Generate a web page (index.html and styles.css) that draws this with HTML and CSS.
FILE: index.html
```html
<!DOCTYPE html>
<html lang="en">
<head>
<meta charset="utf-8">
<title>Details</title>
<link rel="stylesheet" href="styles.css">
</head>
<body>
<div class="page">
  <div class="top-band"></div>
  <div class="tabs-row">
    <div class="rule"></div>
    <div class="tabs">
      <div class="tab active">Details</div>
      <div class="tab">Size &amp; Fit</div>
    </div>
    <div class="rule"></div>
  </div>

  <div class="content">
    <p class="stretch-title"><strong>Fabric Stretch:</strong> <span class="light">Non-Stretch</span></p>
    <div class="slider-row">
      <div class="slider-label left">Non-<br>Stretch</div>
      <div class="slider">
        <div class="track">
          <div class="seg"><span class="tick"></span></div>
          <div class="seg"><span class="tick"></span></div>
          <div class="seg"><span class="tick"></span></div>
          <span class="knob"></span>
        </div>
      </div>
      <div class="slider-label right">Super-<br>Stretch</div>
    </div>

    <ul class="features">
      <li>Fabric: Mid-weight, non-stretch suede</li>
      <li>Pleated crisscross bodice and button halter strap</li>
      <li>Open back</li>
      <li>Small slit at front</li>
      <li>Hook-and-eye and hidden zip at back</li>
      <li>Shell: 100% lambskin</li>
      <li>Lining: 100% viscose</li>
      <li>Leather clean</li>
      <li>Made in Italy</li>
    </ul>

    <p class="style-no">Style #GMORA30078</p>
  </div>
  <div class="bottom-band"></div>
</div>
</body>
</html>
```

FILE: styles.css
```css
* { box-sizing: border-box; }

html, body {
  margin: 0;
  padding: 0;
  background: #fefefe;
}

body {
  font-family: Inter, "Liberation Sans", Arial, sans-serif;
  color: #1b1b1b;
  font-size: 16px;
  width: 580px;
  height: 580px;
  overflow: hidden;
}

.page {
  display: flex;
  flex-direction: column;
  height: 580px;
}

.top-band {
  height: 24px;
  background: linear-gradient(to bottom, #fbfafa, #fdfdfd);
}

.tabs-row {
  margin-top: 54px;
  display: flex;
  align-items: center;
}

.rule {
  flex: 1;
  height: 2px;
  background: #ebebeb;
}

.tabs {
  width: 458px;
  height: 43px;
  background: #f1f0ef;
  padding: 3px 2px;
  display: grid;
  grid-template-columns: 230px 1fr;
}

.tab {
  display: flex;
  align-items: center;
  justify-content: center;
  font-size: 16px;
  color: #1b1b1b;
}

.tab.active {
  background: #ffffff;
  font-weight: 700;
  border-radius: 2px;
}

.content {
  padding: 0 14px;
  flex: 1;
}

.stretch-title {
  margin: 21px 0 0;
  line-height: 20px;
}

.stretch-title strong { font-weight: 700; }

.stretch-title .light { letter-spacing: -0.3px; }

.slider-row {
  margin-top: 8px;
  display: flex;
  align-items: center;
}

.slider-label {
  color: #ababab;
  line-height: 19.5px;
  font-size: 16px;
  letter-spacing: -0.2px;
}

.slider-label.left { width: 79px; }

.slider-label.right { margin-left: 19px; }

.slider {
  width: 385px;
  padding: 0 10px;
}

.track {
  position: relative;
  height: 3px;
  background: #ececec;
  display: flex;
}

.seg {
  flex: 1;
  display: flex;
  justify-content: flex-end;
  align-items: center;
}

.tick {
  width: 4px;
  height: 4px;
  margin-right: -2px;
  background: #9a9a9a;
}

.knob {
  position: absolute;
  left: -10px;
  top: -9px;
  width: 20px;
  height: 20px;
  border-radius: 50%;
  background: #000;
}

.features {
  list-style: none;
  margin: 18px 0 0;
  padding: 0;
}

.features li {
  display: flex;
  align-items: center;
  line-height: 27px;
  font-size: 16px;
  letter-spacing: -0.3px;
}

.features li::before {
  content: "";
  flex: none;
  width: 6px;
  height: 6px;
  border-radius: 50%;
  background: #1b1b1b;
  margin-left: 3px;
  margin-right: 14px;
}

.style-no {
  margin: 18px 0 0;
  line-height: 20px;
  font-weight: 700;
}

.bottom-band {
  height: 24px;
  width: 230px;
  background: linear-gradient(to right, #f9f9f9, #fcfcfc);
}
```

* **STATED EXERCISE**: Select every line above that contains the word "index", and copy it.

* **WRITTEN ANSWER**:
Generate a web page (index.html and styles.css) that draws this with HTML and CSS.
FILE: index.html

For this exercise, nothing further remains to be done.